De ontruimingstermijn wordt gesteld op één week na vandaag
3.2.
De voorzieningenrechter stelt de ontruimingstermijn vast op één week na vandaag. Het belang van de vrouw om de woning vandaag al te kunnen ontruimen, weegt minder zwaar dan het belang van de man om nog iets langer de gelegenheid te hebben om vervangende woonruimte te vinden. Omdat de man niet heeft weersproken dat de vrouw hem na het verbreken van de relatie in maart/april 2024 meerdere keren heeft verzocht om de woning te verlaten, is de voorzieningenrechter van oordeel dat met een ontruimingstermijn van één week na vandaag, naast de week die is verlopen tussen de mondelinge behandeling en dit vonnis, voldoende tijd aan de man is en wordt gegund om vervangende woonruimte voor zichzelf te vinden.
Er wordt niets bepaald over inschakeling van de politie en ook geen dwangsom opgelegd
3.3.
De voorzieningenrechter gaat niet bepalen dat de vrouw de politie kan inschakelen om de ontruiming van de woning door de man af te dwingen. De deurwaarder kan – zonder dat daar een machtiging van de rechter voor nodig is – eventueel bijstand van de politie inroepen. Verder ziet de voorzieningenrechter geen aanleiding om aan de veroordeling van de man om de woning te ontruimen een dwangsom te verbinden. Zo’n dwangsom heeft in deze zaak namelijk geen toegevoegde waarde.
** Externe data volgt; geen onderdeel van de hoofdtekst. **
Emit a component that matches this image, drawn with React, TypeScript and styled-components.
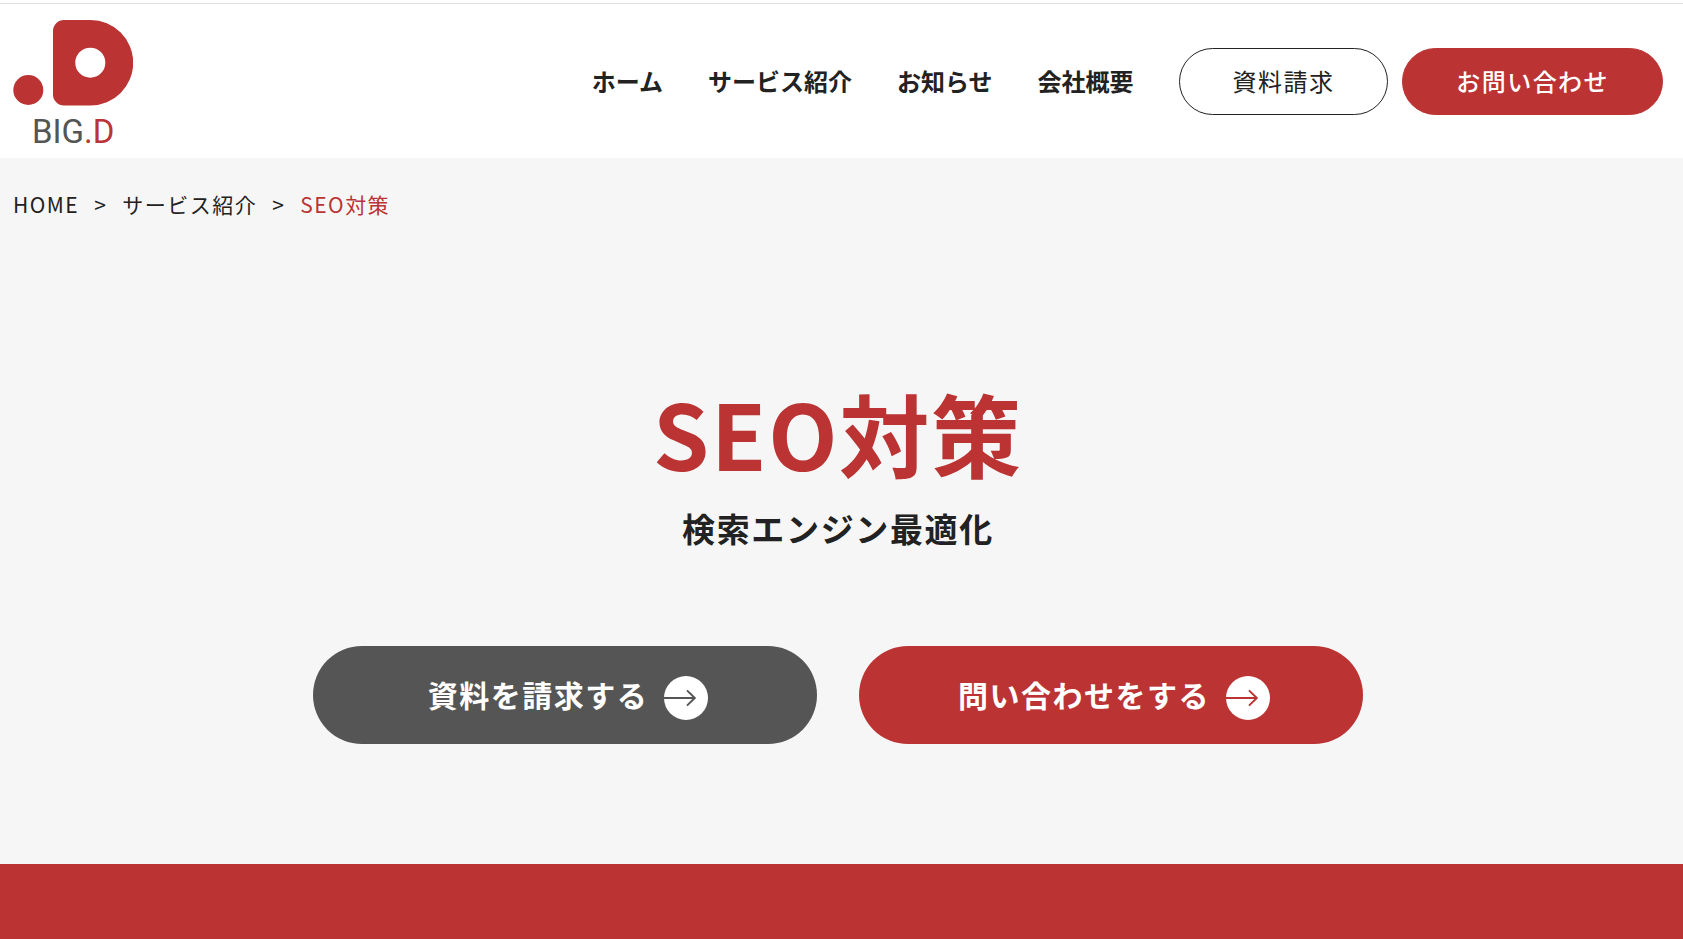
import React from "react";
import styled, { createGlobalStyle } from "styled-components";

const red = "#bb3333";
const ink = "#222222";
const gray = "#555555";

const GlobalStyle = createGlobalStyle`
  *, *::before, *::after { box-sizing: border-box; }
  body {
    margin: 0;
    background: #ffffff;
    color: ${ink};
    font-family: "Noto Sans CJK JP", "Noto Sans", sans-serif;
  }
  a { color: inherit; text-decoration: none; }
`;

const Header = styled.header`
  display: flex;
  justify-content: space-between;
  align-items: flex-start;
  margin-top: 3px;
  padding: 16px 20px 12px 13px;
  border-top: 1px solid #e0e0e0;
`;

const LogoLink = styled.a`
  display: flex;
  flex-direction: column;
  width: 120px;
`;

const LogoMark = styled.svg`
  display: block;
  width: 120px;
  height: 86px;
`;

const LogoText = styled.span`
  padding: 11px 0 0 19px;
  font-family: Roboto, sans-serif;
  font-size: 33px;
  line-height: 29px;
  color: ${gray};

  em {
    font-style: normal;
    color: ${red};
  }
`;

const HeaderRight = styled.div`
  display: flex;
  align-items: center;
  gap: 45px;
  padding-top: 28px;
`;

const NavList = styled.ul`
  display: flex;
  gap: 45px;
  margin: 0;
  padding: 0 0 2px;
  list-style: none;
  font-size: 24px;
  font-weight: 700;
  line-height: 36px;
  white-space: nowrap;
`;

const HeaderButtons = styled.div`
  display: flex;
  gap: 14px;
`;

const PillLink = styled.a<{ $filled?: boolean }>`
  padding: 14px 53px 16px;
  border: 1px solid ${(p) => (p.$filled ? red : ink)};
  border-radius: 34px;
  background: ${(p) => (p.$filled ? red : "#ffffff")};
  color: ${(p) => (p.$filled ? "#ffffff" : ink)};
  font-size: 24px;
  font-weight: ${(p) => (p.$filled ? 500 : 400)};
  line-height: 35px;
  letter-spacing: 0.06em;
  white-space: nowrap;
`;

const Hero = styled.main`
  padding-bottom: 120px;
  background: #f6f6f6;
`;

const Breadcrumb = styled.ol`
  display: flex;
  gap: 15px;
  margin: 0;
  padding: 31px 13px 0;
  list-style: none;
  font-size: 21px;
  line-height: 30px;
  letter-spacing: 0.07em;

  li { display: flex; gap: 15px; }
  li + li::before { content: ">"; }
  [aria-current] { color: ${red}; }
`;

const Title = styled.h1`
  margin: 143px 7px 0 0;
  color: ${red};
  font-size: 90px;
  font-weight: 700;
  line-height: 140px;
  letter-spacing: 0.02em;
  text-align: center;
`;

const Subtitle = styled.p`
  margin: 0 7px 0 0;
  font-size: 33px;
  font-weight: 700;
  line-height: 52px;
  letter-spacing: 0.05em;
  text-align: center;
`;

const Actions = styled.div`
  display: flex;
  justify-content: center;
  gap: 42px;
  margin: 92px 7px 0 0;
`;

const ActionLink = styled.a<{ $color: string }>`
  display: flex;
  justify-content: center;
  align-items: center;
  gap: 16px;
  width: 504px;
  height: 98px;
  padding: 0 0 2px 6px;
  border-radius: 49px;
  background: ${(p) => p.$color};
  color: #ffffff;
  font-size: 30px;
  font-weight: 700;
  line-height: 45px;
  letter-spacing: 0.05em;
`;

const ArrowIcon = styled.svg`
  flex: none;
  width: 44px;
  height: 44px;
  margin-top: 8px;
`;

const Band = styled.section`
  min-height: 75px;
  background: ${red};
`;

const navItems = ["ホーム", "サービス紹介", "お知らせ", "会社概要"];

function Arrow({ color }: { color: string }) {
  return (
    <ArrowIcon viewBox="0 0 45 45" aria-hidden="true">
      <circle cx="22.5" cy="22.5" r="22.5" fill="#ffffff" />
      <path d="M0 22.5H31.5M23.5 14.7L31.5 22.5L23.5 30.3" fill="none" stroke={color} strokeWidth="2" />
    </ArrowIcon>
  );
}

export default function App() {
  return (
    <>
      <GlobalStyle />
      <Header>
        <LogoLink href="#" aria-label="BIG.D">
          <LogoMark viewBox="0 0 120 86" aria-hidden="true">
            <path
              fillRule="evenodd"
              fill={red}
              d="M51 0H77.500A42.700 42.700 0 0 1 77.500 85.500H51A11 11 0 0 1 40 74.500V11A11 11 0 0 1 51 0ZM77.300 27.700A15 15 0 1 0 77.300 57.700A15 15 0 1 0 77.300 27.700Z"
            />
            <circle cx="15.300" cy="70" r="15" fill={red} />
          </LogoMark>
          <LogoText>
            BIG<em>.D</em>
          </LogoText>
        </LogoLink>
        <HeaderRight>
          <nav>
            <NavList>
              {navItems.map((item) => (
                <li key={item}>
                  <a href="#">{item}</a>
                </li>
              ))}
            </NavList>
          </nav>
          <HeaderButtons>
            <PillLink href="#">資料請求</PillLink>
            <PillLink href="#" $filled>
              お問い合わせ
            </PillLink>
          </HeaderButtons>
        </HeaderRight>
      </Header>
      <Hero>
        <nav aria-label="breadcrumb">
          <Breadcrumb>
            <li>
              <a href="#">HOME</a>
            </li>
            <li>
              <a href="#">サービス紹介</a>
            </li>
            <li>
              <span aria-current="page">SEO対策</span>
            </li>
          </Breadcrumb>
        </nav>
        <Title>SEO対策</Title>
        <Subtitle>検索エンジン最適化</Subtitle>
        <Actions>
          <ActionLink href="#" $color={gray}>
            資料を請求する
            <Arrow color={gray} />
          </ActionLink>
          <ActionLink href="#" $color={red}>
            問い合わせをする
            <Arrow color={red} />
          </ActionLink>
        </Actions>
      </Hero>
      <Band />
    </>
  );
}
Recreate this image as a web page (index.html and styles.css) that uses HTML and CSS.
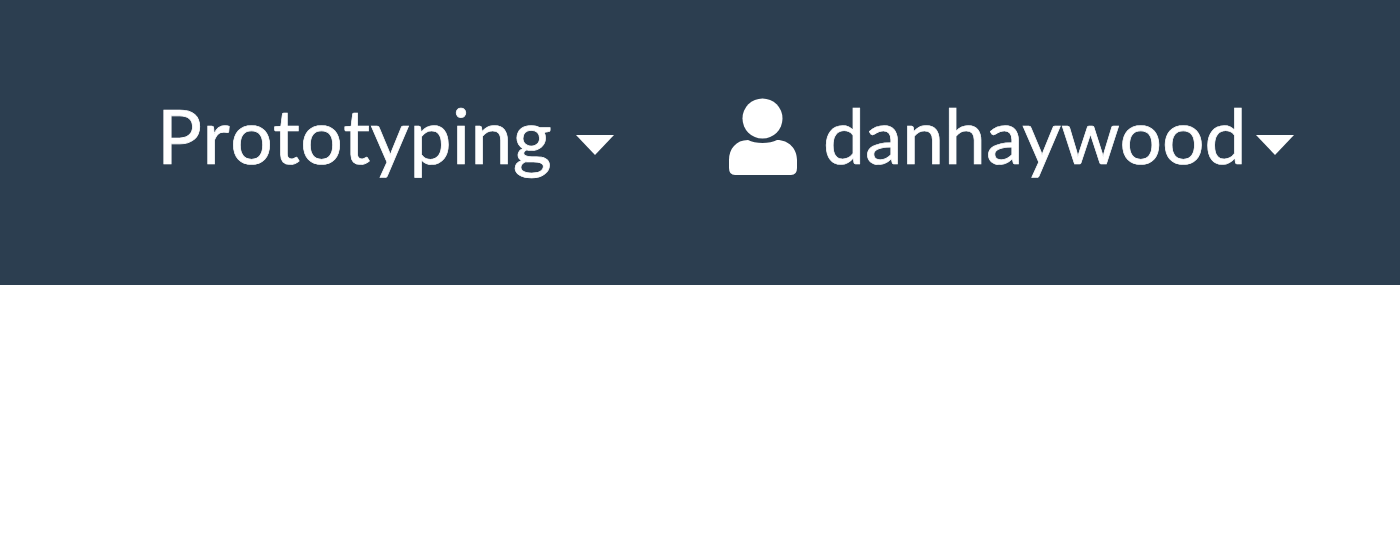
FILE: index.html
```html
<!DOCTYPE html>
<html lang="en">
<head>
<meta charset="utf-8">
<title>Menu</title>
<link rel="stylesheet" href="styles.css">
</head>
<body>
<nav class="navbar">
  <a class="item"><span class="label proto">Prototyping</span><svg class="caret" viewBox="0 0 38 20"><path d="M0 0H38L19 20Z"/></svg></a>
  <a class="item user"><svg class="person" viewBox="0 0 70 77"><circle cx="34.5" cy="20.500" r="20"/><path d="M20 42C27 46 42 46 49 42C61 42 69 51 69 62V70Q69 77 63 77H7Q1 77 1 70V62C1 51 8 42 20 42Z"/></svg><span class="label name">danhaywood</span><svg class="caret" viewBox="0 0 38 20"><path d="M0 0H38L19 20Z"/></svg></a>
</nav>
</body>
</html>
```
FILE: styles.css
```css
body {
  margin: 0;
  background: #fff;
}
.navbar {
  display: flex;
  height: 285px;
  box-sizing: border-box;
  padding: 98px 0 0 157px;
  background: #2c3e50;
  color: #fff;
}
.item {
  display: flex;
  align-items: flex-start;
}
.user {
  margin-left: 114px;
}
.label {
  font: 75px/74px Lato, sans-serif;
  white-space: nowrap;
  -webkit-text-stroke: 0.7px #fff;
}
.proto {
  width: 419px;
  font-kerning: none;
  letter-spacing: 0.4px;
}
.name {
  width: 433px;
  margin-left: 25px;
}
.person {
  width: 70px;
  height: 77px;
  fill: #fff;
}
.caret {
  width: 38px;
  height: 20px;
  margin-top: 37px;
  fill: #fff;
}
```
De vrouw heeft voldoende aan dit vonnis om de deurwaarder in te schakelen als de man de woning niet vrijwillig verlaat.
De proceskosten
3.4.
Deze zaak hangt samen met de afwikkeling van de relatie die partijen met elkaar hebben gehad. De voorzieningenrechter sluit daarom aan bij het uitgangspunt in familierechtelijke zaken dat de proceskosten tussen partijen worden gecompenseerd. Er is geen aanleiding om daarvan af te wijken. Dit betekent dat beide partijen hun eigen proceskosten moeten betalen.
Uitvoerbaarheid bij voorraad
3.5.
Dit vonnis wordt uitvoerbaar bij voorraad verklaard, omdat de man hier geen verweer tegen heeft gevoerd en omdat de veroordeling van de man om de woning te verlaten alleen zin heeft als die snel effect heeft.

4.De beslissing

De voorzieningenrechter:
4.1.
veroordeelt de man om de woning aan het adres [adres] ( [postcode] ) in [plaats] binnen één week na vandaag te verlaten met alle personen en zaken die zich daar vanwege hem bevinden en de woning met alle sleutels ter beschikking van de vrouw te stellen en de woning daarna niet meer te betreden;
4.2.
verklaart dit vonnis tot zover uitvoerbaar bij voorraad;
4.3.
compenseert de proceskosten in die zin dat iedere partij de eigen kosten betaalt;
4.4.
wijst al het andere af.
Dit vonnis is gewezen door mr. J.F. Koekebakker en in het openbaar uitgesproken op 10 oktober 2024.